_Goal of the exercise_
Please retype the data in full and exactly; the pictures are not part of the copy.

---- Stored data

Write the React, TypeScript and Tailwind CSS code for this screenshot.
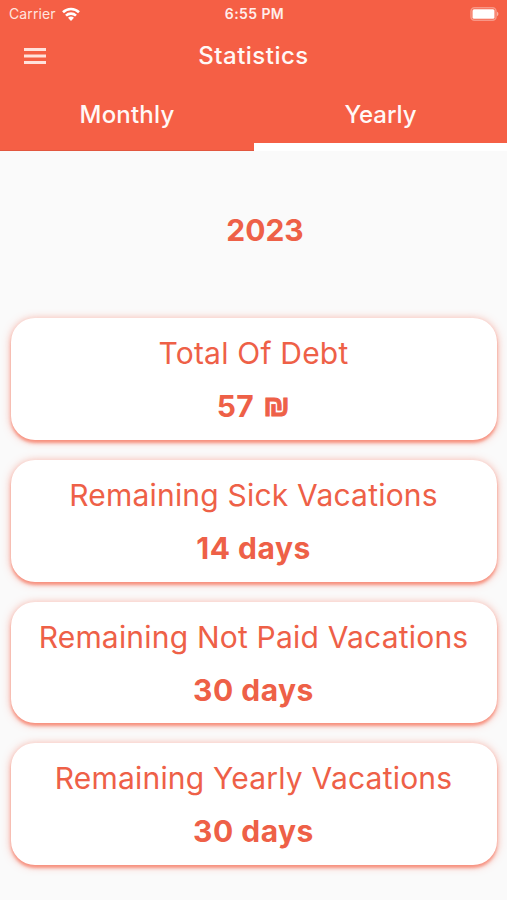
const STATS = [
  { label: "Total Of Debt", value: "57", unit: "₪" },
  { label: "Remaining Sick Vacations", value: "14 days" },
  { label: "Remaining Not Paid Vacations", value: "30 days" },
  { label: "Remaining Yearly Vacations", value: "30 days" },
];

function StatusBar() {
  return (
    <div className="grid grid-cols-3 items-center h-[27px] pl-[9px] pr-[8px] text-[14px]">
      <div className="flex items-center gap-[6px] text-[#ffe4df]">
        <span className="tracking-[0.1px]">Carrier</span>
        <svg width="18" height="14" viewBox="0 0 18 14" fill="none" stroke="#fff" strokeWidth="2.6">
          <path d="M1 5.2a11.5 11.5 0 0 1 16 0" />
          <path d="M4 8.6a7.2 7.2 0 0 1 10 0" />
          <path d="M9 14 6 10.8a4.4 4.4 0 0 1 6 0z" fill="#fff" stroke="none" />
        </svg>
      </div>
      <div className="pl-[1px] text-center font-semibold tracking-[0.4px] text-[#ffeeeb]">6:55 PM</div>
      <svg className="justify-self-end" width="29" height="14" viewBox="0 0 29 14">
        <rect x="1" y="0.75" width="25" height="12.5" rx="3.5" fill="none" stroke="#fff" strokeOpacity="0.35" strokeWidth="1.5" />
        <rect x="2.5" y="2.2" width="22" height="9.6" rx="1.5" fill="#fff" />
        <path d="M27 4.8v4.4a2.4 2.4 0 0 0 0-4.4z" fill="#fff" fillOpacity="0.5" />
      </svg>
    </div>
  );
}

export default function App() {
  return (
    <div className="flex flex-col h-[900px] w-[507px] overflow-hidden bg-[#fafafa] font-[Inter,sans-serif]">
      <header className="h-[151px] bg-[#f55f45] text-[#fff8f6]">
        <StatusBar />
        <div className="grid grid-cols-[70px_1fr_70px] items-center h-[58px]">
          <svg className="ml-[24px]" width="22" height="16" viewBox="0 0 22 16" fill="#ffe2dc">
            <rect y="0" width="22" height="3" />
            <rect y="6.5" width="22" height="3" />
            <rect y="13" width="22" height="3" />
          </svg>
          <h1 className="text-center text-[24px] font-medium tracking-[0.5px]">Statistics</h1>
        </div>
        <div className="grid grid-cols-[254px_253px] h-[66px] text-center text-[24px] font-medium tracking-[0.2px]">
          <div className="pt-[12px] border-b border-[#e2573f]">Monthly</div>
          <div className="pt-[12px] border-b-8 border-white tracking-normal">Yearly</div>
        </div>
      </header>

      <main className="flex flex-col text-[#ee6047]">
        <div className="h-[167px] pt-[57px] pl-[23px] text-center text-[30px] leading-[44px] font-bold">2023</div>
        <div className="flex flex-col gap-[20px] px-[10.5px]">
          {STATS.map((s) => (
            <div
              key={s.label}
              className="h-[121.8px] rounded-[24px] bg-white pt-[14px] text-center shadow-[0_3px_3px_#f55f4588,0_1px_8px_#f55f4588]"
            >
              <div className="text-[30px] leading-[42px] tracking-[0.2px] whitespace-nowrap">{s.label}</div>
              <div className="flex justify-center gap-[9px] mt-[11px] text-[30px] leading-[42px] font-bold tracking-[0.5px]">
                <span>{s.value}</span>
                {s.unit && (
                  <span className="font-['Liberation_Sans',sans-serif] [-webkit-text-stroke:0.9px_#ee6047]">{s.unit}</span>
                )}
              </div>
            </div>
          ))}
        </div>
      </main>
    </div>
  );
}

--------

_Finished exercise_
Write the React, TypeScript and Tailwind CSS code for this screenshot.
const STATS = [
  { label: "Total Of Debt", value: "57", unit: "₪" },
  { label: "Remaining Sick Vacations", value: "14 days" },
  { label: "Remaining Not Paid Vacations", value: "30 days" },
  { label: "Remaining Yearly Vacations", value: "30 days" },
];

function StatusBar() {
  return (
    <div className="grid grid-cols-3 items-center h-[27px] pl-[9px] pr-[8px] text-[14px]">
      <div className="flex items-center gap-[6px] text-[#ffe4df]">
        <span className="tracking-[0.1px]">Carrier</span>
        <svg width="18" height="14" viewBox="0 0 18 14" fill="none" stroke="#fff" strokeWidth="2.6">
          <path d="M1 5.2a11.5 11.5 0 0 1 16 0" />
          <path d="M4 8.6a7.2 7.2 0 0 1 10 0" />
          <path d="M9 14 6 10.8a4.4 4.4 0 0 1 6 0z" fill="#fff" stroke="none" />
        </svg>
      </div>
      <div className="pl-[1px] text-center font-semibold tracking-[0.4px] text-[#ffeeeb]">6:55 PM</div>
      <svg className="justify-self-end" width="29" height="14" viewBox="0 0 29 14">
        <rect x="1" y="0.75" width="25" height="12.5" rx="3.5" fill="none" stroke="#fff" strokeOpacity="0.35" strokeWidth="1.5" />
        <rect x="2.5" y="2.2" width="22" height="9.6" rx="1.5" fill="#fff" />
        <path d="M27 4.8v4.4a2.4 2.4 0 0 0 0-4.4z" fill="#fff" fillOpacity="0.5" />
      </svg>
    </div>
  );
}

export default function App() {
  return (
    <div className="flex flex-col h-[900px] w-[507px] overflow-hidden bg-[#fafafa] font-[Inter,sans-serif]">
      <header className="h-[151px] bg-[#f55f45] text-[#fff8f6]">
        <StatusBar />
        <div className="grid grid-cols-[70px_1fr_70px] items-center h-[58px]">
          <svg className="ml-[24px]" width="22" height="16" viewBox="0 0 22 16" fill="#ffe2dc">
            <rect y="0" width="22" height="3" />
            <rect y="6.5" width="22" height="3" />
            <rect y="13" width="22" height="3" />
          </svg>
          <h1 className="text-center text-[24px] font-medium tracking-[0.5px]">Statistics</h1>
        </div>
        <div className="grid grid-cols-[254px_253px] h-[66px] text-center text-[24px] font-medium tracking-[0.2px]">
          <div className="pt-[12px] border-b border-[#e2573f]">Monthly</div>
          <div className="pt-[12px] border-b-8 border-white tracking-normal">Yearly</div>
        </div>
      </header>

      <main className="flex flex-col text-[#ee6047]">
        <div className="h-[167px] pt-[57px] pl-[23px] text-center text-[30px] leading-[44px] font-bold">2023</div>
        <div className="flex flex-col gap-[20px] px-[10.5px]">
          {STATS.map((s) => (
            <div
              key={s.label}
              className="h-[121.8px] rounded-[24px] bg-white pt-[14px] text-center shadow-[0_3px_3px_#f55f4588,0_1px_8px_#f55f4588]"
            >
              <div className="text-[30px] leading-[42px] tracking-[0.2px] whitespace-nowrap">{s.label}</div>
              <div className="flex justify-center gap-[9px] mt-[11px] text-[30px] leading-[42px] font-bold tracking-[0.5px]">
                <span>{s.value}</span>
                {s.unit && (
                  <span className="font-['Liberation_Sans',sans-serif] [-webkit-text-stroke:0.9px_#ee6047]">{s.unit}</span>
                )}
              </div>
            </div>
          ))}
        </div>
      </main>
    </div>
  );
}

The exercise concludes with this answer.